### THE EXERCISE
Copy all of the material exactly. Pictures are not to appear in the copy.

### SOURCE EXCERPT
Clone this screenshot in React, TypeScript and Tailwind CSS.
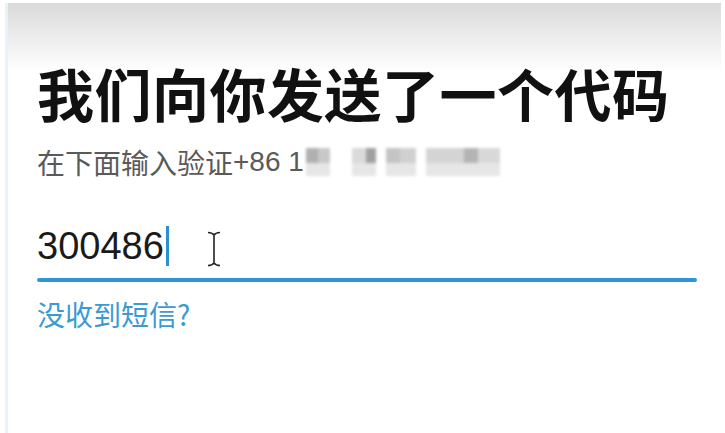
const CJK = '"Noto Sans CJK SC", "Noto Sans", sans-serif';

// blurred phone-number blocks after "+86 1"
const blocks = [
  { w: 'w-[12px]', c: 'bg-[#b0b0b0]' },
  { w: 'w-[12px]', c: 'bg-[#c8c8c8]' },
  { w: 'w-[22px]', c: 'bg-transparent' },
  { w: 'w-[14px]', c: 'bg-[#dadada]' },
  { w: 'w-[10px]', c: 'bg-[#a0a0a0]' },
  { w: 'w-[10px]', c: 'bg-transparent' },
  { w: 'w-[14px]', c: 'bg-[#c4c4c4]' },
  { w: 'w-[16px]', c: 'bg-[#d0d0d0]' },
  { w: 'w-[10px]', c: 'bg-transparent' },
  { w: 'w-[38px]', c: 'bg-[#d4d4d4]' },
  { w: 'w-[14px]', c: 'bg-[#b4b4b4]' },
  { w: 'w-[22px]', c: 'bg-[#d8d8d8]' },
];

export default function App() {
  return (
    <div
      className="w-[725px] h-[433px] overflow-hidden bg-white pl-[5px] pr-[4px]"
      style={{ fontFamily: CJK }}
    >
      <div className="h-full border-t-[3px] border-white">
        <div className="h-full border-l-[3px] border-[#e3f5f8] bg-gradient-to-b from-[#dadada] via-white via-[16%] to-white pl-[29px] pt-[57px]">
          {/* Heading */}
          <h1 className="text-[57px] font-bold leading-[64px] text-[#111] tracking-[0.5px]">
            我们向你发送了一个代码
          </h1>

          {/* Sub line */}
          <div className="mt-[20px] flex items-center text-[28px] leading-[36px] text-[#5a5a5a]">
            <span>在下面输入验证</span>
            <span style={{ fontFamily: '"Liberation Sans", sans-serif' }}>+86 1</span>
            <div className="ml-[2px] flex h-[28px] flex-col blur-[1.5px]">
              <div className="flex h-[15px]">
                {blocks.map((b, i) => (
                  <div key={i} className={`${b.w} ${b.c}`} />
                ))}
              </div>
              <div className="flex h-[13px]">
                {blocks.map((b, i) => (
                  <div key={i} className={`${b.w} ${b.c === 'bg-transparent' ? 'bg-transparent' : 'bg-[#e6e6e6]'}`} />
                ))}
              </div>
            </div>
          </div>

          {/* Code input */}
          <div className="mt-[44px] w-[660px]">
            <div className="flex h-[44px] items-center">
              <span
                className="text-[38px] leading-[44px] text-[#1a1a1a]"
                style={{ fontFamily: '"Liberation Sans", sans-serif' }}
              >
                300486
              </span>
              <span className="ml-[2px] h-[40px] w-[3px] bg-[#2c8fd0]" />
              <svg className="ml-[38px] mt-[6px]" width="14" height="36" viewBox="0 0 14 36">
                <path
                  d="M1 1.5 Q5 1.5 7 4 Q9 1.5 13 1.5 M7 4 V32 M1 34.5 Q5 34.5 7 32 Q9 34.5 13 34.5"
                  fill="none"
                  stroke="#222"
                  strokeWidth="1.6"
                />
              </svg>
            </div>
            <div className="mt-[10px] h-[4px] rounded-full bg-[#2f95d4]" />
          </div>

          {/* Link */}
          <div className="mt-[14px] text-[28px] leading-[36px] text-[#3b9ad2]">没收到短信?</div>
        </div>
      </div>
    </div>
  );
}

### CORRECT OUTPUT
Clone this screenshot in React, TypeScript and Tailwind CSS.
const CJK = '"Noto Sans CJK SC", "Noto Sans", sans-serif';

// blurred phone-number blocks after "+86 1"
const blocks = [
  { w: 'w-[12px]', c: 'bg-[#b0b0b0]' },
  { w: 'w-[12px]', c: 'bg-[#c8c8c8]' },
  { w: 'w-[22px]', c: 'bg-transparent' },
  { w: 'w-[14px]', c: 'bg-[#dadada]' },
  { w: 'w-[10px]', c: 'bg-[#a0a0a0]' },
  { w: 'w-[10px]', c: 'bg-transparent' },
  { w: 'w-[14px]', c: 'bg-[#c4c4c4]' },
  { w: 'w-[16px]', c: 'bg-[#d0d0d0]' },
  { w: 'w-[10px]', c: 'bg-transparent' },
  { w: 'w-[38px]', c: 'bg-[#d4d4d4]' },
  { w: 'w-[14px]', c: 'bg-[#b4b4b4]' },
  { w: 'w-[22px]', c: 'bg-[#d8d8d8]' },
];

export default function App() {
  return (
    <div
      className="w-[725px] h-[433px] overflow-hidden bg-white pl-[5px] pr-[4px]"
      style={{ fontFamily: CJK }}
    >
      <div className="h-full border-t-[3px] border-white">
        <div className="h-full border-l-[3px] border-[#e3f5f8] bg-gradient-to-b from-[#dadada] via-white via-[16%] to-white pl-[29px] pt-[57px]">
          {/* Heading */}
          <h1 className="text-[57px] font-bold leading-[64px] text-[#111] tracking-[0.5px]">
            我们向你发送了一个代码
          </h1>

          {/* Sub line */}
          <div className="mt-[20px] flex items-center text-[28px] leading-[36px] text-[#5a5a5a]">
            <span>在下面输入验证</span>
            <span style={{ fontFamily: '"Liberation Sans", sans-serif' }}>+86 1</span>
            <div className="ml-[2px] flex h-[28px] flex-col blur-[1.5px]">
              <div className="flex h-[15px]">
                {blocks.map((b, i) => (
                  <div key={i} className={`${b.w} ${b.c}`} />
                ))}
              </div>
              <div className="flex h-[13px]">
                {blocks.map((b, i) => (
                  <div key={i} className={`${b.w} ${b.c === 'bg-transparent' ? 'bg-transparent' : 'bg-[#e6e6e6]'}`} />
                ))}
              </div>
            </div>
          </div>

          {/* Code input */}
          <div className="mt-[44px] w-[660px]">
            <div className="flex h-[44px] items-center">
              <span
                className="text-[38px] leading-[44px] text-[#1a1a1a]"
                style={{ fontFamily: '"Liberation Sans", sans-serif' }}
              >
                300486
              </span>
              <span className="ml-[2px] h-[40px] w-[3px] bg-[#2c8fd0]" />
              <svg className="ml-[38px] mt-[6px]" width="14" height="36" viewBox="0 0 14 36">
                <path
                  d="M1 1.5 Q5 1.5 7 4 Q9 1.5 13 1.5 M7 4 V32 M1 34.5 Q5 34.5 7 32 Q9 34.5 13 34.5"
                  fill="none"
                  stroke="#222"
                  strokeWidth="1.6"
                />
              </svg>
            </div>
            <div className="mt-[10px] h-[4px] rounded-full bg-[#2f95d4]" />
          </div>

          {/* Link */}
          <div className="mt-[14px] text-[28px] leading-[36px] text-[#3b9ad2]">没收到短信?</div>
        </div>
      </div>
    </div>
  );
}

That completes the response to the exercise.